- **GIVEN TASK**
Identify the lines that contain the word "with" and copy each one.

=== THE INPUT ===

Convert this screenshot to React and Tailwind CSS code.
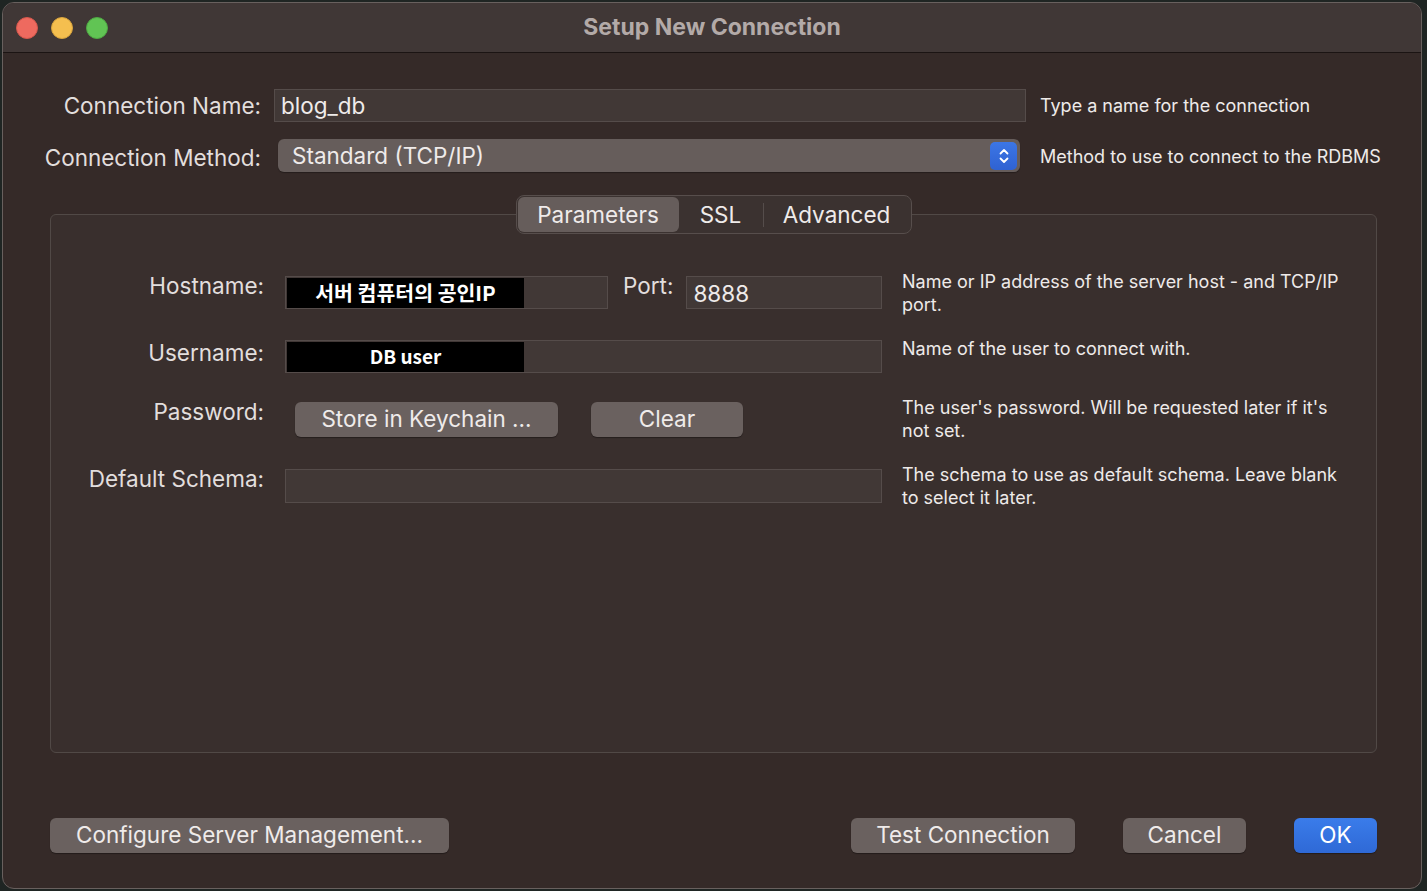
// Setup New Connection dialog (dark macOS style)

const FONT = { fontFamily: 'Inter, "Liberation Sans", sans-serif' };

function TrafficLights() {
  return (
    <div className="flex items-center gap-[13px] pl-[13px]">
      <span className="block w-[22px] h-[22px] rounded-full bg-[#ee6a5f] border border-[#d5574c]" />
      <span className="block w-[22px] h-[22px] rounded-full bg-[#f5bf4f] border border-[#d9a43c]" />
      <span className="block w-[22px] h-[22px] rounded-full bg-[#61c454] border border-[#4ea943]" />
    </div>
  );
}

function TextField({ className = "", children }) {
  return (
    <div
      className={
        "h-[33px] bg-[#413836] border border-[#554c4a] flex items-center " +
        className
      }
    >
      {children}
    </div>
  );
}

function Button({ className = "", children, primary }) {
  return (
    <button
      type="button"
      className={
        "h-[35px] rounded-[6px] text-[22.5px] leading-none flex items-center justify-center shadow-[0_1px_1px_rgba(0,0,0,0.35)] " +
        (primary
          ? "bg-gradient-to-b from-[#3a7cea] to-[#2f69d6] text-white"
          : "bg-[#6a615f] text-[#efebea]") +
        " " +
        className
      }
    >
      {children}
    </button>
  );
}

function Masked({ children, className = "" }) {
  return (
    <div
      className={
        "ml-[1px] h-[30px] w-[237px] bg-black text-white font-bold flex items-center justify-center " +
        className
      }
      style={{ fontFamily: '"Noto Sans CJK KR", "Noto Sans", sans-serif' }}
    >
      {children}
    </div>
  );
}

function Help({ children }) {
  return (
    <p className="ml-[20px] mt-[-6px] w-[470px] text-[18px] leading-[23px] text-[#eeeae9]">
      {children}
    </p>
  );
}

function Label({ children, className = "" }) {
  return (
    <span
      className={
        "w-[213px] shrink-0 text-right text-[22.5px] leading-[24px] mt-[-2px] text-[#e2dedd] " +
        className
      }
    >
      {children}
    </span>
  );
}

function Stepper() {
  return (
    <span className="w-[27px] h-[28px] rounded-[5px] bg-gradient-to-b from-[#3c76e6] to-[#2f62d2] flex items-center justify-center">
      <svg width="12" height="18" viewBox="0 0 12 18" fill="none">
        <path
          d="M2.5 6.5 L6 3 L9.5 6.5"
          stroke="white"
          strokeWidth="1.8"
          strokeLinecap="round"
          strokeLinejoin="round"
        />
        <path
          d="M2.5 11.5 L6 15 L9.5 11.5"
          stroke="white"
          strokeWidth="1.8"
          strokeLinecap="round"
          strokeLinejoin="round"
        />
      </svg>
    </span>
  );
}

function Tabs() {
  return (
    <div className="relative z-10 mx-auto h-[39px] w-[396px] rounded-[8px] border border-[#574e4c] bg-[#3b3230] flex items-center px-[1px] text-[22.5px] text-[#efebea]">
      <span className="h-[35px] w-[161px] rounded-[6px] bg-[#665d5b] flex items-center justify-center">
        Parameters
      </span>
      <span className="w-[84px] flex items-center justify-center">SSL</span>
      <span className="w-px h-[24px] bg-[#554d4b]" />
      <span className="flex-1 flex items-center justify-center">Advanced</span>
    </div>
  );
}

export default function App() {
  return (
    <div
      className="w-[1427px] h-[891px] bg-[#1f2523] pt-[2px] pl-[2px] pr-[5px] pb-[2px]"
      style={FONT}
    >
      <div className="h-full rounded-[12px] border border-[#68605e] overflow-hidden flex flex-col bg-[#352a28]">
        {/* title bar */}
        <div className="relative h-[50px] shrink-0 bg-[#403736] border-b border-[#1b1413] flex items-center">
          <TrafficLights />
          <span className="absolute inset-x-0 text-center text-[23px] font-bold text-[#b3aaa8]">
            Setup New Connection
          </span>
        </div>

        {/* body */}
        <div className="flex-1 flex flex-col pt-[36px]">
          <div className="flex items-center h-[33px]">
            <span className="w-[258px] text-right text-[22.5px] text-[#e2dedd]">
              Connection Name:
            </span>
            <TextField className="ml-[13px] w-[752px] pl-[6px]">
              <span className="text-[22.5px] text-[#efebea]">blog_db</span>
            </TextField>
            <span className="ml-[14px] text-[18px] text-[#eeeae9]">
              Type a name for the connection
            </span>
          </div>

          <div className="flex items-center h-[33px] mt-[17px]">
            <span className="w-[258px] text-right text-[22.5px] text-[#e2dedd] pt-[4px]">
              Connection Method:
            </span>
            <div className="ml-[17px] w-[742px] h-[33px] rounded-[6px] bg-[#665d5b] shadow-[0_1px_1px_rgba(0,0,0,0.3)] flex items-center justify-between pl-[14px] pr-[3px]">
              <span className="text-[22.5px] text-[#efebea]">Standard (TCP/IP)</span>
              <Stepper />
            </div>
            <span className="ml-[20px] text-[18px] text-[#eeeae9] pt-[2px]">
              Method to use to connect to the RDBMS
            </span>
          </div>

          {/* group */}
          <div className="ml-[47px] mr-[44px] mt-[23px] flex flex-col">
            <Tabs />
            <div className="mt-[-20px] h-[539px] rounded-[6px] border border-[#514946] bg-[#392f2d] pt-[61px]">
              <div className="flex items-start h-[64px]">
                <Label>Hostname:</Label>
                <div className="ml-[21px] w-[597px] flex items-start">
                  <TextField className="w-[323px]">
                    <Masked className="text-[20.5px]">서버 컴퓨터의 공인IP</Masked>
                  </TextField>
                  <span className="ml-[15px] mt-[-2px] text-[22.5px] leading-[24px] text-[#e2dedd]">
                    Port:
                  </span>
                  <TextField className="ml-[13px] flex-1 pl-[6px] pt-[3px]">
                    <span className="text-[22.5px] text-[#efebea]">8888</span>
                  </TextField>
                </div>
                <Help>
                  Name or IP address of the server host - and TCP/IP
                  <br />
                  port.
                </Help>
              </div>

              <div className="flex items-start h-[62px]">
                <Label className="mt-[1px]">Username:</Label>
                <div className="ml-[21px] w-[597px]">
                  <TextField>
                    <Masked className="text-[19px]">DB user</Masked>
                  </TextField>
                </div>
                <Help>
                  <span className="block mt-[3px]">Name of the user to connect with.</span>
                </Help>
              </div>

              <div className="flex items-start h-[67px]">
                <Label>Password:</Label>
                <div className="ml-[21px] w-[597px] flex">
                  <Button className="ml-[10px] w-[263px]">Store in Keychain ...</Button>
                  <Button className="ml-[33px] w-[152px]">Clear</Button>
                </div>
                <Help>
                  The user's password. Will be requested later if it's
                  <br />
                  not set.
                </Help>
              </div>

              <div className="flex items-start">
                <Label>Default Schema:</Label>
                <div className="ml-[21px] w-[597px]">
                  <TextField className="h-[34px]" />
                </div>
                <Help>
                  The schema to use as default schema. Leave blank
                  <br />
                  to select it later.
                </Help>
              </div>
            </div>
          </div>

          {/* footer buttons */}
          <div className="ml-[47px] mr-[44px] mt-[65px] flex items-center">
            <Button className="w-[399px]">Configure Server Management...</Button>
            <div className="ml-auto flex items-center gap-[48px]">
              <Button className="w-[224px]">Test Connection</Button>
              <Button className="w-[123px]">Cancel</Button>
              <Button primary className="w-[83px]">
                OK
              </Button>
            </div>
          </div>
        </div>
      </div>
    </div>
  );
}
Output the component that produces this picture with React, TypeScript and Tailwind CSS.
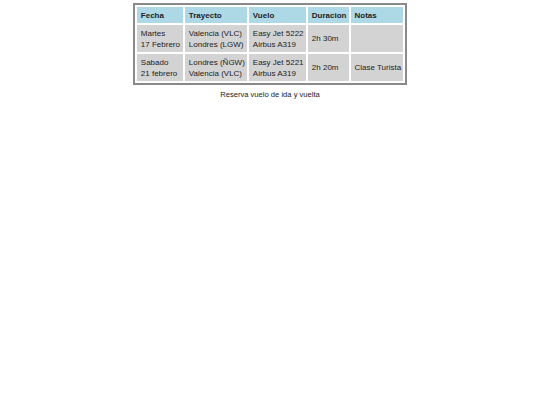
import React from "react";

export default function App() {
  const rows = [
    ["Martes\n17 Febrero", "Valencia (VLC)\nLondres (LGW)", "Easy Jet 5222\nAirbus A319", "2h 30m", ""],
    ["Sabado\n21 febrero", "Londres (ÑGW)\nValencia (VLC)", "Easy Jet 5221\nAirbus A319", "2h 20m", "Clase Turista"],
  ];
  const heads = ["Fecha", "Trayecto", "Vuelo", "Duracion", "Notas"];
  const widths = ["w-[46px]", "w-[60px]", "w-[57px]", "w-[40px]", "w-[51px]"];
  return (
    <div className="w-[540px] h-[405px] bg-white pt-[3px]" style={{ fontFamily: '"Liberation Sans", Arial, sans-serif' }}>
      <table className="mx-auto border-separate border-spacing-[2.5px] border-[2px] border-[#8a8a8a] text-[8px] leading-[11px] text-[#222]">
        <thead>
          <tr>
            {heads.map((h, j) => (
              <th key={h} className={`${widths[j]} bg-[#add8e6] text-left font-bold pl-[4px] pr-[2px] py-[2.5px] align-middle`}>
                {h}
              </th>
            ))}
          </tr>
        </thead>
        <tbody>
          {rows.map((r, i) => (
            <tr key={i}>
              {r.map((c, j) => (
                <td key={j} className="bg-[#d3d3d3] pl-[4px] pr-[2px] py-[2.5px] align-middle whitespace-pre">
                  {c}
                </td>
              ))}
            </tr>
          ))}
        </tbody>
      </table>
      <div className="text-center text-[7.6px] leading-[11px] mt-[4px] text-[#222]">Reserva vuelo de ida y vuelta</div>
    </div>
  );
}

===

- **OUTPUT OF THE EXERCISE**
                  <span className="block mt-[3px]">Name of the user to connect with.</span>
Output the component that produces this picture with React, TypeScript and Tailwind CSS.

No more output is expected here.